Task directions ▸ Without the images, write out the whole listing exactly.
"""
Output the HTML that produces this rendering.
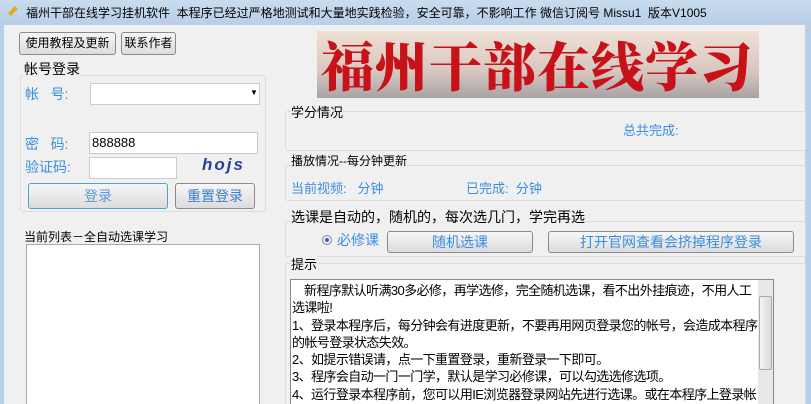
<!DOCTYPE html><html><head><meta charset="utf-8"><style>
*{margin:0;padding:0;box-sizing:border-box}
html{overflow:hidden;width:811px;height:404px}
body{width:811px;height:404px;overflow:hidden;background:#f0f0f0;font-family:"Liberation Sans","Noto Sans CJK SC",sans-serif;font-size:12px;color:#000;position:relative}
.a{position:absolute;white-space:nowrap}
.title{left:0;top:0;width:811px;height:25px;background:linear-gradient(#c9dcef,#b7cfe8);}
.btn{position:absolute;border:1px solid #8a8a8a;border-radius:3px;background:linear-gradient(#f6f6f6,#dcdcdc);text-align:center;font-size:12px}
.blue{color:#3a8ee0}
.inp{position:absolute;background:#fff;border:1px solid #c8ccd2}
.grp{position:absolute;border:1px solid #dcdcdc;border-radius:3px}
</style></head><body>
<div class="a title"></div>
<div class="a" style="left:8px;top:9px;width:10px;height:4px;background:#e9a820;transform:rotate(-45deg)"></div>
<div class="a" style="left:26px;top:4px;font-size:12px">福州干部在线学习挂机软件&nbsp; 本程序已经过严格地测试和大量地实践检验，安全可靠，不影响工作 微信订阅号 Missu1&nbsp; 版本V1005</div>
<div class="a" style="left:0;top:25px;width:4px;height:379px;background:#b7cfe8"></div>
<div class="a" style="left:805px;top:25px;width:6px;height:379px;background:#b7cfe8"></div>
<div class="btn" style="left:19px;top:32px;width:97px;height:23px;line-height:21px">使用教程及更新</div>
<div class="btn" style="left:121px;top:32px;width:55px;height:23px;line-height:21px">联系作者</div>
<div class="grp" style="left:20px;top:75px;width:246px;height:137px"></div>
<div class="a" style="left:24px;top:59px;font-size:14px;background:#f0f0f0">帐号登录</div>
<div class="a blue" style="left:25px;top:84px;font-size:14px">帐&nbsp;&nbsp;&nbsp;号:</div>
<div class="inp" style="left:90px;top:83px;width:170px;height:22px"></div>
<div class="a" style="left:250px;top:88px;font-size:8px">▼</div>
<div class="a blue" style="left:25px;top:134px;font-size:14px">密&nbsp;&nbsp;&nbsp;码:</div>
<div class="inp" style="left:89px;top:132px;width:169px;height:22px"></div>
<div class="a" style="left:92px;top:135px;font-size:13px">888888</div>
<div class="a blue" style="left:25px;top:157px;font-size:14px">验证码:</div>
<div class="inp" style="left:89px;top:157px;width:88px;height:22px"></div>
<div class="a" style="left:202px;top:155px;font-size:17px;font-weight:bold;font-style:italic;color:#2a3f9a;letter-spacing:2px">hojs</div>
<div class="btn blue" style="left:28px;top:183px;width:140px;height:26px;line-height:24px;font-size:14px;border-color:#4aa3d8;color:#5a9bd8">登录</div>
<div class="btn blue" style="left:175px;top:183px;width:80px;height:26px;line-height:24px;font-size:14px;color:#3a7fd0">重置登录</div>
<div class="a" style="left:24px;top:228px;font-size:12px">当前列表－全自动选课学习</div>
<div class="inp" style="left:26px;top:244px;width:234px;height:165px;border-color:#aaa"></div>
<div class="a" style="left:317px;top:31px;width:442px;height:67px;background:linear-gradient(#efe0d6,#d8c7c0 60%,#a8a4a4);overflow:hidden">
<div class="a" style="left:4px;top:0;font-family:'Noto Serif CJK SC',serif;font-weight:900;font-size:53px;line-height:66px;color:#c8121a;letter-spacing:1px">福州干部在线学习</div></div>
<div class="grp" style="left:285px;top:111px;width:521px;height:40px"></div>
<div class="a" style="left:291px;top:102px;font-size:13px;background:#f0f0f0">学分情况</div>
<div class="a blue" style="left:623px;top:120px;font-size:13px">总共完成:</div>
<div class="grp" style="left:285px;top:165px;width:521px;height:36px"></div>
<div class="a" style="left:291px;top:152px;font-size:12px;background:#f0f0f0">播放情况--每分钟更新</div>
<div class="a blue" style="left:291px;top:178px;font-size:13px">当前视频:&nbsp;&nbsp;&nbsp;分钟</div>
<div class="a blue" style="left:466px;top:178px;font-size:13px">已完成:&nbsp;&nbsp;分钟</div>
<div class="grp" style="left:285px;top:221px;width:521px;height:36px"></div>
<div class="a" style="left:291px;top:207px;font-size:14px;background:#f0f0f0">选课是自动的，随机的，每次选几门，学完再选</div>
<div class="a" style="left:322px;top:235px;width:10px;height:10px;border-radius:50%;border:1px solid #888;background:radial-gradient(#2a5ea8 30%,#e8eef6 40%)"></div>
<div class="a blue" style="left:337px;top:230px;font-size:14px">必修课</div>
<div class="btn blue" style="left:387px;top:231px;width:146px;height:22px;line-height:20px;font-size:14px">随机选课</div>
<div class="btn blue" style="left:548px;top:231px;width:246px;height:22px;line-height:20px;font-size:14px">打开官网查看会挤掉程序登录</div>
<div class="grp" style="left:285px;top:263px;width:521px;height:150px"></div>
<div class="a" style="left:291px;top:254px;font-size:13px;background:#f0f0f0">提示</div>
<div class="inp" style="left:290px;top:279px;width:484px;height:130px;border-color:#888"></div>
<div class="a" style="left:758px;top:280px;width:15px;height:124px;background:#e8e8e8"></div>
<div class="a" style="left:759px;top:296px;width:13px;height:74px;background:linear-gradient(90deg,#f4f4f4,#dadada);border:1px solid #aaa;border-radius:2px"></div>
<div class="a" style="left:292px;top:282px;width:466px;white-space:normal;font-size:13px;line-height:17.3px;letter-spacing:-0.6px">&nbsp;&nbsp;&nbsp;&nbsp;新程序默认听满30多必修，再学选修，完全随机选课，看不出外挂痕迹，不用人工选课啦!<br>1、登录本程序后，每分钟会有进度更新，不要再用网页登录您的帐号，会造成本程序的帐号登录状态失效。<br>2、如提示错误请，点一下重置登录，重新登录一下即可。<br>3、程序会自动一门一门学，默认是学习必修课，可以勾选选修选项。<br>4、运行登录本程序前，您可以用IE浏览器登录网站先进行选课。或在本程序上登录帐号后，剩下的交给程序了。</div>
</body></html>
"""
Output below ▸
Output the HTML that produces this rendering.
<!DOCTYPE html><html><head><meta charset="utf-8"><style>
*{margin:0;padding:0;box-sizing:border-box}
html{overflow:hidden;width:811px;height:404px}
body{width:811px;height:404px;overflow:hidden;background:#f0f0f0;font-family:"Liberation Sans","Noto Sans CJK SC",sans-serif;font-size:12px;color:#000;position:relative}
.a{position:absolute;white-space:nowrap}
.title{left:0;top:0;width:811px;height:25px;background:linear-gradient(#c9dcef,#b7cfe8);}
.btn{position:absolute;border:1px solid #8a8a8a;border-radius:3px;background:linear-gradient(#f6f6f6,#dcdcdc);text-align:center;font-size:12px}
.blue{color:#3a8ee0}
.inp{position:absolute;background:#fff;border:1px solid #c8ccd2}
.grp{position:absolute;border:1px solid #dcdcdc;border-radius:3px}
</style></head><body>
<div class="a title"></div>
<div class="a" style="left:8px;top:9px;width:10px;height:4px;background:#e9a820;transform:rotate(-45deg)"></div>
<div class="a" style="left:26px;top:4px;font-size:12px">福州干部在线学习挂机软件&nbsp; 本程序已经过严格地测试和大量地实践检验，安全可靠，不影响工作 微信订阅号 Missu1&nbsp; 版本V1005</div>
<div class="a" style="left:0;top:25px;width:4px;height:379px;background:#b7cfe8"></div>
<div class="a" style="left:805px;top:25px;width:6px;height:379px;background:#b7cfe8"></div>
<div class="btn" style="left:19px;top:32px;width:97px;height:23px;line-height:21px">使用教程及更新</div>
<div class="btn" style="left:121px;top:32px;width:55px;height:23px;line-height:21px">联系作者</div>
<div class="grp" style="left:20px;top:75px;width:246px;height:137px"></div>
<div class="a" style="left:24px;top:59px;font-size:14px;background:#f0f0f0">帐号登录</div>
<div class="a blue" style="left:25px;top:84px;font-size:14px">帐&nbsp;&nbsp;&nbsp;号:</div>
<div class="inp" style="left:90px;top:83px;width:170px;height:22px"></div>
<div class="a" style="left:250px;top:88px;font-size:8px">▼</div>
<div class="a blue" style="left:25px;top:134px;font-size:14px">密&nbsp;&nbsp;&nbsp;码:</div>
<div class="inp" style="left:89px;top:132px;width:169px;height:22px"></div>
<div class="a" style="left:92px;top:135px;font-size:13px">888888</div>
<div class="a blue" style="left:25px;top:157px;font-size:14px">验证码:</div>
<div class="inp" style="left:89px;top:157px;width:88px;height:22px"></div>
<div class="a" style="left:202px;top:155px;font-size:17px;font-weight:bold;font-style:italic;color:#2a3f9a;letter-spacing:2px">hojs</div>
<div class="btn blue" style="left:28px;top:183px;width:140px;height:26px;line-height:24px;font-size:14px;border-color:#4aa3d8;color:#5a9bd8">登录</div>
<div class="btn blue" style="left:175px;top:183px;width:80px;height:26px;line-height:24px;font-size:14px;color:#3a7fd0">重置登录</div>
<div class="a" style="left:24px;top:228px;font-size:12px">当前列表－全自动选课学习</div>
<div class="inp" style="left:26px;top:244px;width:234px;height:165px;border-color:#aaa"></div>
<div class="a" style="left:317px;top:31px;width:442px;height:67px;background:linear-gradient(#efe0d6,#d8c7c0 60%,#a8a4a4);overflow:hidden">
<div class="a" style="left:4px;top:0;font-family:'Noto Serif CJK SC',serif;font-weight:900;font-size:53px;line-height:66px;color:#c8121a;letter-spacing:1px">福州干部在线学习</div></div>
<div class="grp" style="left:285px;top:111px;width:521px;height:40px"></div>
<div class="a" style="left:291px;top:102px;font-size:13px;background:#f0f0f0">学分情况</div>
<div class="a blue" style="left:623px;top:120px;font-size:13px">总共完成:</div>
<div class="grp" style="left:285px;top:165px;width:521px;height:36px"></div>
<div class="a" style="left:291px;top:152px;font-size:12px;background:#f0f0f0">播放情况--每分钟更新</div>
<div class="a blue" style="left:291px;top:178px;font-size:13px">当前视频:&nbsp;&nbsp;&nbsp;分钟</div>
<div class="a blue" style="left:466px;top:178px;font-size:13px">已完成:&nbsp;&nbsp;分钟</div>
<div class="grp" style="left:285px;top:221px;width:521px;height:36px"></div>
<div class="a" style="left:291px;top:207px;font-size:14px;background:#f0f0f0">选课是自动的，随机的，每次选几门，学完再选</div>
<div class="a" style="left:322px;top:235px;width:10px;height:10px;border-radius:50%;border:1px solid #888;background:radial-gradient(#2a5ea8 30%,#e8eef6 40%)"></div>
<div class="a blue" style="left:337px;top:230px;font-size:14px">必修课</div>
<div class="btn blue" style="left:387px;top:231px;width:146px;height:22px;line-height:20px;font-size:14px">随机选课</div>
<div class="btn blue" style="left:548px;top:231px;width:246px;height:22px;line-height:20px;font-size:14px">打开官网查看会挤掉程序登录</div>
<div class="grp" style="left:285px;top:263px;width:521px;height:150px"></div>
<div class="a" style="left:291px;top:254px;font-size:13px;background:#f0f0f0">提示</div>
<div class="inp" style="left:290px;top:279px;width:484px;height:130px;border-color:#888"></div>
<div class="a" style="left:758px;top:280px;width:15px;height:124px;background:#e8e8e8"></div>
<div class="a" style="left:759px;top:296px;width:13px;height:74px;background:linear-gradient(90deg,#f4f4f4,#dadada);border:1px solid #aaa;border-radius:2px"></div>
<div class="a" style="left:292px;top:282px;width:466px;white-space:normal;font-size:13px;line-height:17.3px;letter-spacing:-0.6px">&nbsp;&nbsp;&nbsp;&nbsp;新程序默认听满30多必修，再学选修，完全随机选课，看不出外挂痕迹，不用人工选课啦!<br>1、登录本程序后，每分钟会有进度更新，不要再用网页登录您的帐号，会造成本程序的帐号登录状态失效。<br>2、如提示错误请，点一下重置登录，重新登录一下即可。<br>3、程序会自动一门一门学，默认是学习必修课，可以勾选选修选项。<br>4、运行登录本程序前，您可以用IE浏览器登录网站先进行选课。或在本程序上登录帐号后，剩下的交给程序了。</div>
</body></html>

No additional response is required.